The corresponding dual problem is then:

$$ \min_{\alpha}\left(\frac{1}{2}\alpha^TQ\alpha-e^T\alpha\right)$$

subject to $\hspace{1cm}$ $y^T\alpha=0$, $\hspace{1cm}$ $0 \leq \alpha_i \leq C$, $\hspace{1cm}$ $i=1,...,n$

where $e$ is a vector fo all ones, $C>0$ is the upper bound, $Q$ is a nxn positive semidefinite matrix where $Q_{ij} \equiv y_iy_jK(x_i,x_j)$ where $K(x_i,x_j)=\phi(x_i)^T\phi(x_j)$ is the kernel. The decision function is $sgn\left(\sum_{i=1}^ny_i\alpha_iK(x_i,x)+\rho\right)$.

Nu-SVC/C-SVC¶

We introduce a new parameter $\nu \in [0,1]$ which acts as a an uppor bound on the fraction of train errors and as a lower bound on the fraction of support vectors. Therefore it can be used to control the number of support vectors and the training errors. The formulation is Nu-SVC is equivalent to the formulation of C-SVC (for further reading I recommend https://www.csie.ntu.edu.tw/~cjlin/papers/libsvm.pdf).

Regression¶

SVR¶

Consider a set of training points $x_i \in \mathbb{R}^p$, $i=1,...,n$ in two classes and a vector $y \in \{-1,1\}$. Under given parameters $C > 0$ and $\epsilon >0$ the standard form of a primal problem considering support vector regression is

$$ \min_{w,b,\zeta,\zeta^*}\left(\frac{1}{2} w^T w + C\sum_{i=1}^n(\zeta_i+\zeta_i^*)\right)$$

subject to $\hspace{1cm}$ $y_i-w^T\phi(x_i)-b \leq \epsilon+\zeta_i$, $\hspace{1cm}$ $w^T\phi(x_i)+b-y_i \leq \epsilon + \zeta_i^*$ , $\hspace{1cm}$ $\zeta_i,\zeta_i^*\geq 0$,$\hspace{1cm}$ $i=1,...,n$.

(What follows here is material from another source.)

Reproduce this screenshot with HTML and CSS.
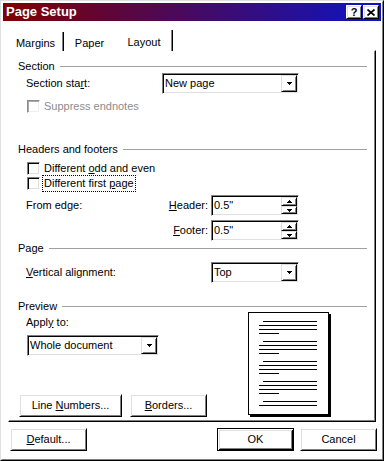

The corresponding dual problem is:

$$\min_{\alpha,\alpha^*}\left(\frac{1}{2}(\alpha-\alpha^*)^TQ(\alpha-\alpha^*)+\epsilon e^T(\alpha+\alpha^*)-y^T(\alpha-\alpha^*)\right)$$

subject to $\hspace{1cm}$ $e^T(\alpha - \alpha^*)=0$, $\hspace{1cm}$ $0 \leq \alpha_i$,$\hspace{1cm}$ $\alpha_i^*\leq C$,$\hspace{1cm}$ $i=1,...,n$

Multiclass Classification¶

In the mathematical formulation we see that SVMs traditionally separate binary classes. To apply these methods to a multiclass problem we need to adapt further algorithms. We will present two basic approaches here. For further reading I recommend http://www.springer.com/cda/content/document/cda_downloaddocument/9783319022994-c1.pdf?SGWID=0-0-45-1446422-p175468473.

"One-against-one approach"¶

In this approach all possible pairwise classifiers are evaluated. Assuming we have $n$ classes, we get $\binom n2= \frac{n(n-1)}{2}$ classifiers. Given a test problem, each classifer is applied to it and the winning class is labelled. After all classifiers where applied, the class that got most labels is returned as output. Even though many classifiers are initialised the size of the Quadratic Programming problem is relatively small, therefore the training can be done fast.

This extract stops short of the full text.